Explainer: Immigration detention and COVID-19

Everyone deserves to be safe in the face of COVID-19, but immigration detention facilities in Australia are creating unacceptable health risks.

Why do we need to reduce the number of people in immigration detention?

Government and expert advice makes it clear that the risk of rapid outbreaks of COVID-19 in Australia is likely to persist for the foreseeable future.

Unfortunately, people in detention facilities remain among the most at risk of contracting COVID-19. This is because detention facilities are densely populated and people held there have no choice but to share bedrooms, bathrooms and other facilities, making physical distancing impossible.

Without urgent action to reduce the number of people in immigration detention, infectious disease experts and peak medical bodies have warned that it is only a matter of time until these places become hotspots for COVID-19.

What are the consequences of COVID-19 getting into detention facilities?

The consequences of an outbreak of COVID-19 would be devastating. Because people are held so close together, medical experts advise that the virus would spread rapidly through the population in these centres. Many detainees are already terrified at the prospect of contracting COVID-19 and the fact they are unable to protect themselves from transmission. 

Many of the people held in immigration detention have underlying health conditions that put them at high risk of serious illness or death if they are infected. This includes refugees who were brought to Australia specifically for the purpose of receiving medical treatment for serious health conditions.

What are the consequences for the broader community?

A COVID-19 outbreak in immigration detention facilities poses a threat not only to the people held there, but also the broader community. If the virus spreads through the people and staff held in these facilities, it will also spread throughout the community. Like cruise ships, detention centres can act as ‘epidemiological pumps’ which drive the spread of the disease among the wider community, due to the constant rotation of large numbers of staff.

These detention facilities pose a real risk of producing a second wave of infections, undermining the progress made to stop the spread of the virus in Australia. This has occurred in Singapore, where early success in controlling transmission was undermined by a second wave of infections originating from dormitories where workers with inadequate support were living in close quarters to each other.

What are other countries doing?

Numerous other countries have already acted to reduce the numbers of people in detention in response to the COVID-19 crisis.

  • Canada: By May 2020, the Canadian Government had released more than half of the immigration detainees in provincial jails and immigration holding centres.

  • United Kingdom: In late March 2020 the Home Office released 300 people from  immigration detention to reduce the risk of COVID-19 infection spreading. Almost three quarters of people in immigration detention have been released since January.

  • Spain: By early April, 90% of people in immigration detention had been released after the  the Spanish Ministry of the Interior implemented a policy of individualised assessments aimed at releasing non-citizens detained for the purposes of removal to their home countries.

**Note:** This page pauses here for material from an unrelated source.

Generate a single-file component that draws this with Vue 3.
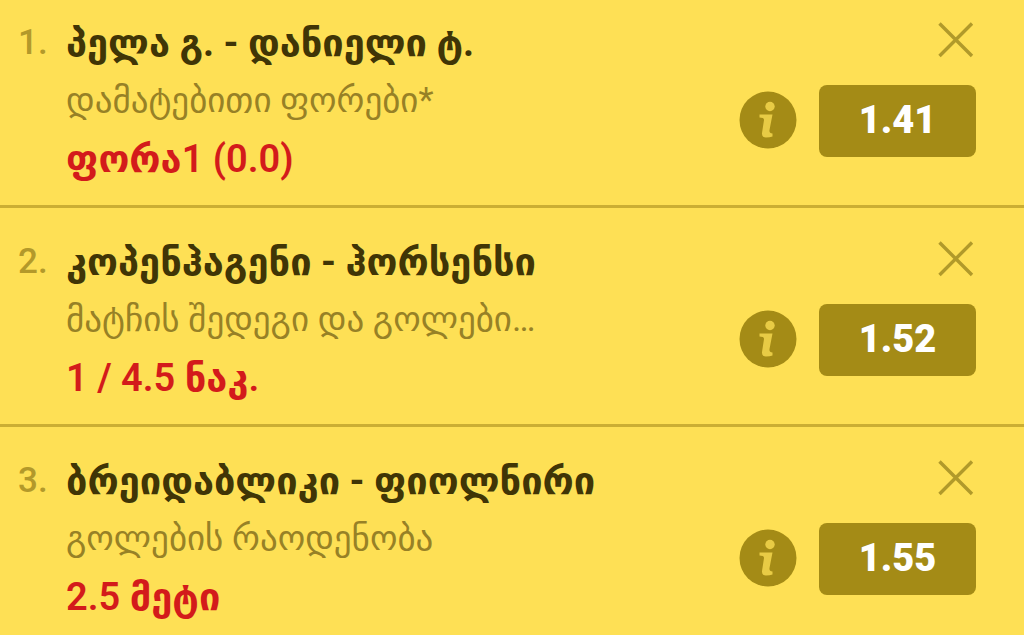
<script setup>
const bets = [
  { title: 'პელა გ. - დანიელი ტ.', market: 'დამატებითი ფორები*', pick: 'ფორა1 (0.0)', odds: '1.41' },
  { title: 'კოპენჰაგენი - ჰორსენსი', market: 'მატჩის შედეგი და გოლები…', pick: '1 / 4.5 ნაკ.', odds: '1.52' },
  { title: 'ბრეიდაბლიკი - ფიოლნირი', market: 'გოლების რაოდენობა', pick: '2.5 მეტი', odds: '1.55' },
]
</script>

<template>
  <ol class="slip">
    <li v-for="(bet, i) in bets" :key="bet.title" class="bet">
      <span class="num">{{ i + 1 }}.</span>
      <div class="info">
        <h2 class="title">{{ bet.title }}</h2>
        <p class="market">{{ bet.market }}</p>
        <p class="pick">{{ bet.pick }}</p>
      </div>
      <div class="side">
        <button class="close" type="button" aria-label="Remove">
          <svg viewBox="0 0 36 36" width="36" height="36"><path d="M1.5 1.5 34 34M34 1.5 1.5 34" fill="none" stroke="#b19a2a" stroke-width="3.4" /></svg>
        </button>
        <div class="actions">
          <button class="about" type="button" aria-label="Info">
            <svg viewBox="0 0 58 58" width="58" height="58">
              <circle cx="29" cy="29" r="28.5" fill="#a48b16" />
              <g fill="#e8cb45">
                <circle cx="31" cy="15.5" r="4.7" />
                <path d="M20.5 23.500H33.500L30.500 39Q30 42.500 33.500 42.500V45.500Q31 46.500 27 46.500Q22.500 46.500 23 42L25 29Q25.300 26.500 20.500 26.500Z" />
              </g>
            </svg>
          </button>
          <button class="odds" type="button">{{ bet.odds }}</button>
        </div>
      </div>
    </li>
  </ol>
</template>

<style>
body { margin: 0; background: #fee055; }
</style>

<style scoped>
.slip { margin: 0; padding: 0; list-style: none; font-family: Roboto, "DejaVu Sans", sans-serif; }
.bet { display: flex; padding: 11px 0 13px; border-bottom: 3px solid #cbae33; }
.bet:first-child { padding-top: 0; }
.bet:last-child { padding-bottom: 0; border-bottom: 0; }
.num { width: 66px; box-sizing: border-box; padding: 23px 0 0 18px; font-size: 35px; line-height: 40px; font-weight: 500; color: #b3992a; }
.info { flex: 1; min-width: 0; white-space: nowrap; }
.title, .market, .pick { margin: 0; height: 58px; line-height: 58px; }
.title { padding-top: 14px; font-size: 38px; font-weight: 700; color: #403506; }
.market { font-size: 35px; color: #978126; }
.pick { height: 62px; font-size: 38px; font-weight: 600; color: #d31b1b; }
.side { display: flex; flex-direction: column; align-items: flex-end; padding: 22px 48px 0 0; }
button { border: 0; padding: 0; background: none; font: inherit; cursor: pointer; }
svg { display: block; }
.close { margin-right: 2px; }
.actions { display: flex; align-items: center; gap: 22px; margin-top: 27px; }
.about { padding-bottom: 3px; }
.odds { width: 157px; height: 72px; padding-bottom: 2px; border-radius: 8px; background: #a48b16; color: #fff; font-size: 38px; font-weight: 900; }
</style>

  • Belgium: In late March authorities released an estimated 300 people because detention conditions did not allow them to enforce safe social distancing measures. [1]

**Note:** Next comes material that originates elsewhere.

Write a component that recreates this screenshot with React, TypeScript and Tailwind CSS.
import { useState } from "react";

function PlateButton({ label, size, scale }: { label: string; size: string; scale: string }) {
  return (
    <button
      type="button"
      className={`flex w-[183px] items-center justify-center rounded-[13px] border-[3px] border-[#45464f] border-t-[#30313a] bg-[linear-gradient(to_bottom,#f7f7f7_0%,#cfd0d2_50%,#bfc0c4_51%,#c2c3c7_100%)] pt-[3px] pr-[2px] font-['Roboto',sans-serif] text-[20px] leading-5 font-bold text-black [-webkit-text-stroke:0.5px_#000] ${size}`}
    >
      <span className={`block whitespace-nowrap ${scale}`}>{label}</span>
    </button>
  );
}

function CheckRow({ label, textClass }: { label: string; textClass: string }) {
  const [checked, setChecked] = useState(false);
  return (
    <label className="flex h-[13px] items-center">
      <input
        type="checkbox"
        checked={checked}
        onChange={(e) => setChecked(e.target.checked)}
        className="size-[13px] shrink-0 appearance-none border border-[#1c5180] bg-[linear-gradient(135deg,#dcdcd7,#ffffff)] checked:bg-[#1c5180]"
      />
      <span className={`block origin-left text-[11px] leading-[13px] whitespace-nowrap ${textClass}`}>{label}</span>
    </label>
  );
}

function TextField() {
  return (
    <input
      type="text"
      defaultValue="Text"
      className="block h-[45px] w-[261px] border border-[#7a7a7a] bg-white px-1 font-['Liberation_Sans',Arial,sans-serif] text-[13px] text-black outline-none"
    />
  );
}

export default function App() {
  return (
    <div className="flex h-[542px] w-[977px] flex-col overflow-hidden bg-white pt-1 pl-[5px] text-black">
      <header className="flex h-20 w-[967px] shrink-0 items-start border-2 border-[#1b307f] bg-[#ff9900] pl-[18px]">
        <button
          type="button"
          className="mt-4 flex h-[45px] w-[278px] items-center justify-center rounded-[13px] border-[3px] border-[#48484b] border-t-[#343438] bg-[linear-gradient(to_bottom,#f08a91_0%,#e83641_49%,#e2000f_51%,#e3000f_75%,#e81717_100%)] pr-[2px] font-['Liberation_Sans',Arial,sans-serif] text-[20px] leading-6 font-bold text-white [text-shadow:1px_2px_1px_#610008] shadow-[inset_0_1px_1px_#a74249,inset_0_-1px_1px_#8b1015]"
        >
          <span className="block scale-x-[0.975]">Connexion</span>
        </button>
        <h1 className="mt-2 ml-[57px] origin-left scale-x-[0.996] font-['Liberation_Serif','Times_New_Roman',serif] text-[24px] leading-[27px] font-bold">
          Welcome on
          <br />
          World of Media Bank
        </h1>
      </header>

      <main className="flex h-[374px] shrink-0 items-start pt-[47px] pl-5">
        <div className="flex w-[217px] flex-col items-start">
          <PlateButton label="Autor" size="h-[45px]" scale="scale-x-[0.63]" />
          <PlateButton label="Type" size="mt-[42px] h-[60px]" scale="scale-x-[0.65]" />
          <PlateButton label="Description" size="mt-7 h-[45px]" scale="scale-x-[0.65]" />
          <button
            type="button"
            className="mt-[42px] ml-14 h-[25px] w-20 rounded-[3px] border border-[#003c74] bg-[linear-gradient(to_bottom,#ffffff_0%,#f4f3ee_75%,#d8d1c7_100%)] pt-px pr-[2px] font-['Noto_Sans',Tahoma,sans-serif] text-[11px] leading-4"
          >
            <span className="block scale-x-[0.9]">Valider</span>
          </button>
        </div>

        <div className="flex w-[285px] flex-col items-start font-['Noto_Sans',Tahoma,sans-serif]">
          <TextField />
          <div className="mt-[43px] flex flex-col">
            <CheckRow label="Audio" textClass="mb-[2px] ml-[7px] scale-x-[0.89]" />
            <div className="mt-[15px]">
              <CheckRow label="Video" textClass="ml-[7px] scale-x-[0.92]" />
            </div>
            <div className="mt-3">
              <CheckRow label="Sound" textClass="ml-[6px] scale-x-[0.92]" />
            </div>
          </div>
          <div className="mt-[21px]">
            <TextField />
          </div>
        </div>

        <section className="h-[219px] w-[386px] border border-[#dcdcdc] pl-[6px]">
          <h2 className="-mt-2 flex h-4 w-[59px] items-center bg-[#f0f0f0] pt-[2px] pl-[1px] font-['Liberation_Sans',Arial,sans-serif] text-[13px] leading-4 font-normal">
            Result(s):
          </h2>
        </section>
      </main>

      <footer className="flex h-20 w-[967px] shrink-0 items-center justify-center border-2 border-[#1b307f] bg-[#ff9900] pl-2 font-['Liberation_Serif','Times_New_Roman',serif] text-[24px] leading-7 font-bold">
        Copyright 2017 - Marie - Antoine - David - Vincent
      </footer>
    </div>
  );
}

  • United States of America: The Federal Government has been forced by court order to take action. On 21 April 2020, a Federal Judge ordered Immigration and Customs Enforcement (ICE) to consider release of anyone in immigration detention with COVID-19 risk factors after finding ICE’s response to have been slow, insufficient and to have put lives in jeopardy. [2] Earlier, ten people in Philadelphia were released after a Federal Judge ruled that ICE was incapable of protecting them from COVID-19 infection in detention. [3]

How can the Government reduce the number of people in immigration detention?

The Australian Government is able to urgently reduce the population of its immigration detention facilities by using existing powers. This can be done by:

  1. Granting Bridging Visas to allow people to live in the community for a specified period of time.

  2. Making residence determinations to allow people to live in a community setting with appropriate support, rather than a detention facility (this is often known as 'community detention', and is already widely adopted throughout Australia).

  3. Expediting the consideration of ongoing visa applications in order to bring forward the release from detention of people who would otherwise be released in the coming months.

In implementing these processes, it is essential that people also receive social support from the Government to ensure they can survive this difficult time.

What about people held in Nauru and Papua New Guinea?

The Australian Government's responsibility for people it has detained extends to the refugees and people seeking asylum who remain in Nauru and Papua New Guinea. Worryingly, neither country has the medical facilities to respond to a widespread outbreak. Nauru has no tertiary level hospital and is ranked as one of the least prepared countries in the world. Papua New Guinea reportedly has only 14 ventilators and 500 doctors for a population of more than eight million people.

In the face of the severe threat that COVID-19 poses in these countries, the Australian Government's duty of care requires the pre-emptive transfer of people to Australia.

[1] ‘300 mensen zonder papieren vrijgelaten coronavirus zet dvz onder druk’, DeMorgen, 19 March 2020.

[2] ‘ICE delayed its pandemic response, putting detainees at ‘substantial’ risk of harm, judge finds’, The Washington Post, 21 April 2020.

[3] ‘U.S. judge orders release of 10 immigrants in Pennsylvania, calling ICE incapable of protecting them from coronavirus behind bars’, Philadelphia Inquirer, 31 March 2020.